◆ **Exercise objective**:
Give back exactly the lines from the one with "Clone this screenshot" through the one with "type Row = [string, string, string, string, string, string];", inclusive, without the images.

◆ **Exercise materials**:

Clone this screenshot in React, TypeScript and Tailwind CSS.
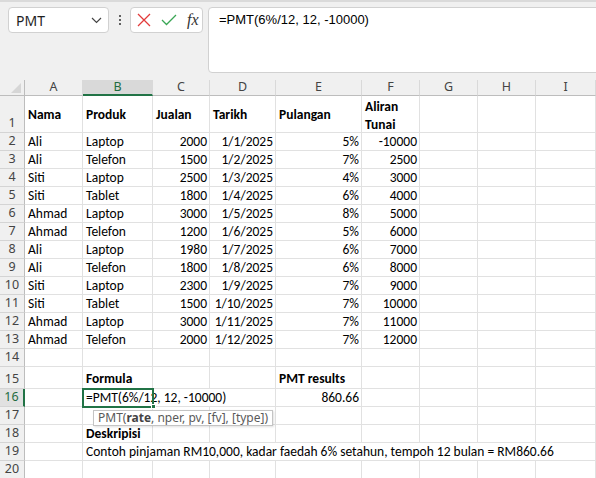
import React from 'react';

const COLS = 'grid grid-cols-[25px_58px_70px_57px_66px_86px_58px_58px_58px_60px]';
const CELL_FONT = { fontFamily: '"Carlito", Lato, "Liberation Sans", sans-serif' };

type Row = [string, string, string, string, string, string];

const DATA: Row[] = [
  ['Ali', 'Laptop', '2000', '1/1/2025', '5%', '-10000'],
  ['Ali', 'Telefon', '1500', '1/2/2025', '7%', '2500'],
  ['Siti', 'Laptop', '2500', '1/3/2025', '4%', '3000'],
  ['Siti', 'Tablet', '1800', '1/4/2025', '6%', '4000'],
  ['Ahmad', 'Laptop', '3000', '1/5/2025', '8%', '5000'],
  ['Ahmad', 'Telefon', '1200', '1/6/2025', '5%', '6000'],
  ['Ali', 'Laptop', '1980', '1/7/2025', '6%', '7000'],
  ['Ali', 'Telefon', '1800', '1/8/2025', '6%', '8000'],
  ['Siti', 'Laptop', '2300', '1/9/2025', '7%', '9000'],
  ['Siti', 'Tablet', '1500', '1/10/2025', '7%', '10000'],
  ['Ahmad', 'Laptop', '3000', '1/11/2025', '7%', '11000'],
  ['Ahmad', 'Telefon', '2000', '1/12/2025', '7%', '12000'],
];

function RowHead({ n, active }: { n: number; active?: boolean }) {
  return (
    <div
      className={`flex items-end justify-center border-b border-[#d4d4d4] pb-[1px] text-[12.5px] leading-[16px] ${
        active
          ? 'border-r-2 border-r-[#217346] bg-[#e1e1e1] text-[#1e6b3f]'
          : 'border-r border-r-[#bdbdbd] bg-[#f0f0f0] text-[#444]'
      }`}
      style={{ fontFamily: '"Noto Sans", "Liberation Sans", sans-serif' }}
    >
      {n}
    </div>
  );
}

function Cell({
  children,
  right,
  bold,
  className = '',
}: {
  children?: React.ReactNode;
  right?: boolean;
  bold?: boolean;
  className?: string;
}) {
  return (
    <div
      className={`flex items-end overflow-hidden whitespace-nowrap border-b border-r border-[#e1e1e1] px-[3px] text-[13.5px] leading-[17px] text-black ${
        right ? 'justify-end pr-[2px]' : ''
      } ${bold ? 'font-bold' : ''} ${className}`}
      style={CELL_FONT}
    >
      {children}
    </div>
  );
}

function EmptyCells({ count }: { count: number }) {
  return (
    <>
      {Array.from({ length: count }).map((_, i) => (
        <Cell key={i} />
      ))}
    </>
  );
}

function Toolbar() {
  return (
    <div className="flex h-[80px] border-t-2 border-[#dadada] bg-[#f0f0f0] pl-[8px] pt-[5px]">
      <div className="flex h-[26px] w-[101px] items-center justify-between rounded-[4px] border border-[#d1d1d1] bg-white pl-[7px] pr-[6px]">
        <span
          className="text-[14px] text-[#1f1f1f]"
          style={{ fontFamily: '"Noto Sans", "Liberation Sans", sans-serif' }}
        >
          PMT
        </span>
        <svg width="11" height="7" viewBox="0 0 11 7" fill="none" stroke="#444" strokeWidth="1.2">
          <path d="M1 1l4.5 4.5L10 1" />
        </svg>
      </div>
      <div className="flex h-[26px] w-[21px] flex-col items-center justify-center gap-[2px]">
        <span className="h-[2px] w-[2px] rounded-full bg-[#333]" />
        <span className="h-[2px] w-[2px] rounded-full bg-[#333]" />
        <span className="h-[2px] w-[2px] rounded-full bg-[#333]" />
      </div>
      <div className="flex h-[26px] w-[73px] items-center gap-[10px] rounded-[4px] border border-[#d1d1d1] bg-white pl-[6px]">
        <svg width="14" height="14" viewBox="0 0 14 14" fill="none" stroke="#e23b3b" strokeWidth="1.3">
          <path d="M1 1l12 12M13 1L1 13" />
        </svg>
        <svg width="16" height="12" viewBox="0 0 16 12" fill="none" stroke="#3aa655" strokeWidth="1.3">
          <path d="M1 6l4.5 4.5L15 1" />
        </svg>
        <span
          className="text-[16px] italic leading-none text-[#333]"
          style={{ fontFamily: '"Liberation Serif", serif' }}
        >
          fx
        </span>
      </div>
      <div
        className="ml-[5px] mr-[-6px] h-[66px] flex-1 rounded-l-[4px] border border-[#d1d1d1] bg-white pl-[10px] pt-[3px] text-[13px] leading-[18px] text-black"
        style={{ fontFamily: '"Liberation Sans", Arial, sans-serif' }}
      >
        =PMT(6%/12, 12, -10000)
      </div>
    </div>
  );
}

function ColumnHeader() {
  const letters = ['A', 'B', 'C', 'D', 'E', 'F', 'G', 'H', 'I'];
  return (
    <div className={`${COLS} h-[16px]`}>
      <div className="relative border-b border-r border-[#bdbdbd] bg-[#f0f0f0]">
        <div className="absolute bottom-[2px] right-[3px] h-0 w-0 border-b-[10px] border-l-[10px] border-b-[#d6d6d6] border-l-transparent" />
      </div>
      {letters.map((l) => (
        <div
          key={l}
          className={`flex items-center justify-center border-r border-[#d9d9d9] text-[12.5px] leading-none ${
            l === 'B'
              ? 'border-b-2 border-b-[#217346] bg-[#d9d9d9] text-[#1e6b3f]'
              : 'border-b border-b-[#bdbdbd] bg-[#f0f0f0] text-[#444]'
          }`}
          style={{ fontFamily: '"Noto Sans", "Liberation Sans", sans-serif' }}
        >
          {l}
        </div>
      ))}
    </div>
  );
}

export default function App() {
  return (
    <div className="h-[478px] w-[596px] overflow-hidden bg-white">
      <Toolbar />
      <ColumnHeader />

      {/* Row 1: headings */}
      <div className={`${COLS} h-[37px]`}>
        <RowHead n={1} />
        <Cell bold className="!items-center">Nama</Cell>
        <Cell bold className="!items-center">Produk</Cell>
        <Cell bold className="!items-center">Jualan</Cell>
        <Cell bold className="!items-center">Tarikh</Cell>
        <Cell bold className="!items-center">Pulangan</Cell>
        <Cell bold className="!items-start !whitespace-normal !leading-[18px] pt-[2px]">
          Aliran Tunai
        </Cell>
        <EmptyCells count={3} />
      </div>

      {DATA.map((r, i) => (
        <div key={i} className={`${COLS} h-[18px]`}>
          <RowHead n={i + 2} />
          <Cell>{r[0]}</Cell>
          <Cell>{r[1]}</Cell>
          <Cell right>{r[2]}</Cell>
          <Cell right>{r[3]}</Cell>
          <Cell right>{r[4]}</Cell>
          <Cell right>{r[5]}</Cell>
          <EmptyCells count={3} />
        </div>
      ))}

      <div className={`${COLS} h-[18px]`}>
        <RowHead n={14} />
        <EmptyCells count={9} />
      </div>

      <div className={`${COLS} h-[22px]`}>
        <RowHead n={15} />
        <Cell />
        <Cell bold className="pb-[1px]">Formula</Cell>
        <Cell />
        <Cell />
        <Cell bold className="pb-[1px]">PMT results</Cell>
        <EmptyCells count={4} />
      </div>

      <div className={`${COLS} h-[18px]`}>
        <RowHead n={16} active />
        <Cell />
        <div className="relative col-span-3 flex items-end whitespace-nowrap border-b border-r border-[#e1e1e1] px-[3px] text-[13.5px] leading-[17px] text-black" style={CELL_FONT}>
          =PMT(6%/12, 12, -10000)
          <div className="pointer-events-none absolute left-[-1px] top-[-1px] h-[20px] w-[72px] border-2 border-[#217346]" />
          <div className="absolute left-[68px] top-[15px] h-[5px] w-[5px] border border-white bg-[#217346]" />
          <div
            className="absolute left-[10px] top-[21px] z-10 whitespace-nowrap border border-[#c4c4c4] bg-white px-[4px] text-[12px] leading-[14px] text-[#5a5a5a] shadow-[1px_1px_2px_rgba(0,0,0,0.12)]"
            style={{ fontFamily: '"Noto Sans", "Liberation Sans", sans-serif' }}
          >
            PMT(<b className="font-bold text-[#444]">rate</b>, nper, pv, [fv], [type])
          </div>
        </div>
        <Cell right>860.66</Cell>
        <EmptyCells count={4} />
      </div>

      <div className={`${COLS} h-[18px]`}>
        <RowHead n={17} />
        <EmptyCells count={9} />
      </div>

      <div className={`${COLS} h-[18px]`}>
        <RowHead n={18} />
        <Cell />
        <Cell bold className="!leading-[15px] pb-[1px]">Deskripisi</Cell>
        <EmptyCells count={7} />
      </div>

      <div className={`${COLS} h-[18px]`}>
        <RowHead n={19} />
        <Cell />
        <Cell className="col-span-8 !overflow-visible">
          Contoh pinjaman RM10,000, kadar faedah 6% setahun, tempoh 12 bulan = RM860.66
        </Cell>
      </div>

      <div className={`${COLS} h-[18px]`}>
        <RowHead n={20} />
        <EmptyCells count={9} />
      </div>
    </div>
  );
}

--

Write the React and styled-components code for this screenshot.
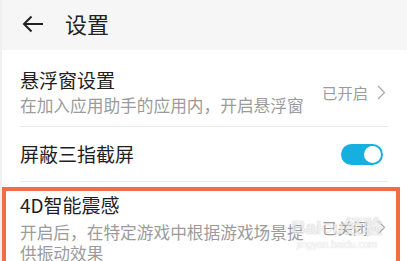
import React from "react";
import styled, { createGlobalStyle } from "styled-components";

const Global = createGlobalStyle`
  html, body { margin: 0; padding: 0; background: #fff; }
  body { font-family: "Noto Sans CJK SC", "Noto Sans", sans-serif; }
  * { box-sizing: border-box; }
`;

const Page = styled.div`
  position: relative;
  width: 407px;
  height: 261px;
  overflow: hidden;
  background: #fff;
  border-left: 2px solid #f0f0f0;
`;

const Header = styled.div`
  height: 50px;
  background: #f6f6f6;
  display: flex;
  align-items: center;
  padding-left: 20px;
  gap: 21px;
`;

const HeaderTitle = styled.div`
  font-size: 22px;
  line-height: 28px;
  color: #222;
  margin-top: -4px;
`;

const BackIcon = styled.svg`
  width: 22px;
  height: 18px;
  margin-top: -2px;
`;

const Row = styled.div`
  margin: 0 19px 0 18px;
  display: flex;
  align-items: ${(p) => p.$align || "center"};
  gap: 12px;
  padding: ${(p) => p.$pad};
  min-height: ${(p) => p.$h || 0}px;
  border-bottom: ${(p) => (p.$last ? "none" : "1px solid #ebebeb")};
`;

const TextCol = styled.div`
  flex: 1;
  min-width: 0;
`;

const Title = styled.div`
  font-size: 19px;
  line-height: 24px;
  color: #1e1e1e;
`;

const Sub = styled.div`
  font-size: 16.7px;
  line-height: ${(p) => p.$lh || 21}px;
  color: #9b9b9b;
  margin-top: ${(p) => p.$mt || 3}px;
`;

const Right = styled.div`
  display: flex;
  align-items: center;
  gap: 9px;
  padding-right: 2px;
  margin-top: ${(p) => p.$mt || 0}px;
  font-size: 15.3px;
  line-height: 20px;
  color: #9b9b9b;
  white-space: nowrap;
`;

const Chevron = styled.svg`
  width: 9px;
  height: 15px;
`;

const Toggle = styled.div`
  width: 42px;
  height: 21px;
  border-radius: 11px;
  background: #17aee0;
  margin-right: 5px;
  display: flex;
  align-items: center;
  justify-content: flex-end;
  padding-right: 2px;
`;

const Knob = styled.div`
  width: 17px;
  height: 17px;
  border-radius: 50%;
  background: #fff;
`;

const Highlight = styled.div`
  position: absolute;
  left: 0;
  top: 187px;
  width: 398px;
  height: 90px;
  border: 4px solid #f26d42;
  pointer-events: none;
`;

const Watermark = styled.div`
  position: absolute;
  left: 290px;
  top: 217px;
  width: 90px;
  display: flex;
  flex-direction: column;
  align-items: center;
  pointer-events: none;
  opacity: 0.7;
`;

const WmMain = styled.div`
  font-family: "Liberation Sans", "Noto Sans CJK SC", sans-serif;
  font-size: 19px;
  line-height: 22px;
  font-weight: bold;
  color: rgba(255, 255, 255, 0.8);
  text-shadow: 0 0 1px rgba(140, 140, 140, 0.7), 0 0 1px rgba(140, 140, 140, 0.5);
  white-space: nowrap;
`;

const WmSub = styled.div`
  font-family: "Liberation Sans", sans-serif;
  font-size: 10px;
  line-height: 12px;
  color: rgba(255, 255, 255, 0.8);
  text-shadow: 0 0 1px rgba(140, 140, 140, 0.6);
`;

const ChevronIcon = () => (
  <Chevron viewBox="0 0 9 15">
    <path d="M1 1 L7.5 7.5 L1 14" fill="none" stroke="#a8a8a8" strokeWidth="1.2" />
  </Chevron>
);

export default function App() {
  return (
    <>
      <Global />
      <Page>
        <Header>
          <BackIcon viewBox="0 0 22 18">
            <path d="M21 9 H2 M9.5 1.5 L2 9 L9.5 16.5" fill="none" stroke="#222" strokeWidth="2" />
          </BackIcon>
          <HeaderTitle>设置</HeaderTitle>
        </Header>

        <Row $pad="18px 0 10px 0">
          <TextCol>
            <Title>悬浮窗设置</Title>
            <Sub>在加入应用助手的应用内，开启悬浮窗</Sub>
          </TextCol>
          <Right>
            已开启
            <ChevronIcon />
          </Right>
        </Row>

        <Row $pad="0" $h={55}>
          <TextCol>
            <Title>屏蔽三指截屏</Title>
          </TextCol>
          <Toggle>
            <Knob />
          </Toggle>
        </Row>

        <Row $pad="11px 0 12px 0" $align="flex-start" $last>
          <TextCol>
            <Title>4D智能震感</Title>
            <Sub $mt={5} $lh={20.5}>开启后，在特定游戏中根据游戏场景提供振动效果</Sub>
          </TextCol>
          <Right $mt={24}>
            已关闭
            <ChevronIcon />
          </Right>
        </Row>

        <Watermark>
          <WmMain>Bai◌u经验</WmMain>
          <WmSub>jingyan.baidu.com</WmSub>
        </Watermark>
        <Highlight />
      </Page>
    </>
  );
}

---

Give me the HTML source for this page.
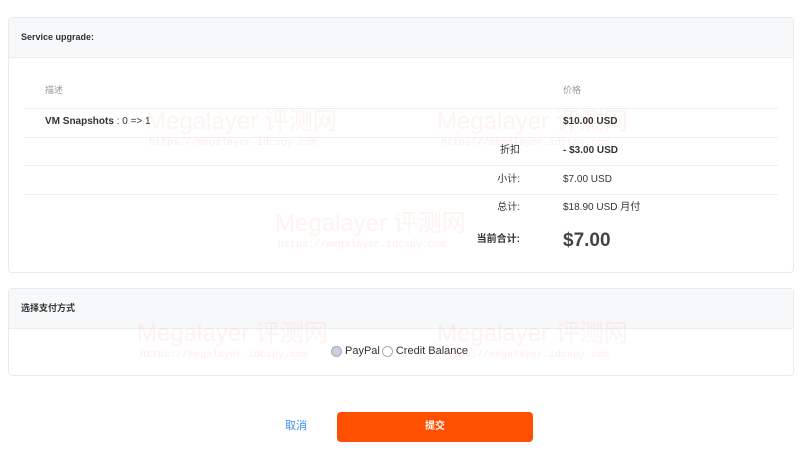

◆ **Completed task**:
Clone this screenshot in React, TypeScript and Tailwind CSS.
import React from 'react';

const COLS = 'grid grid-cols-[25px_58px_70px_57px_66px_86px_58px_58px_58px_60px]';
const CELL_FONT = { fontFamily: '"Carlito", Lato, "Liberation Sans", sans-serif' };

type Row = [string, string, string, string, string, string];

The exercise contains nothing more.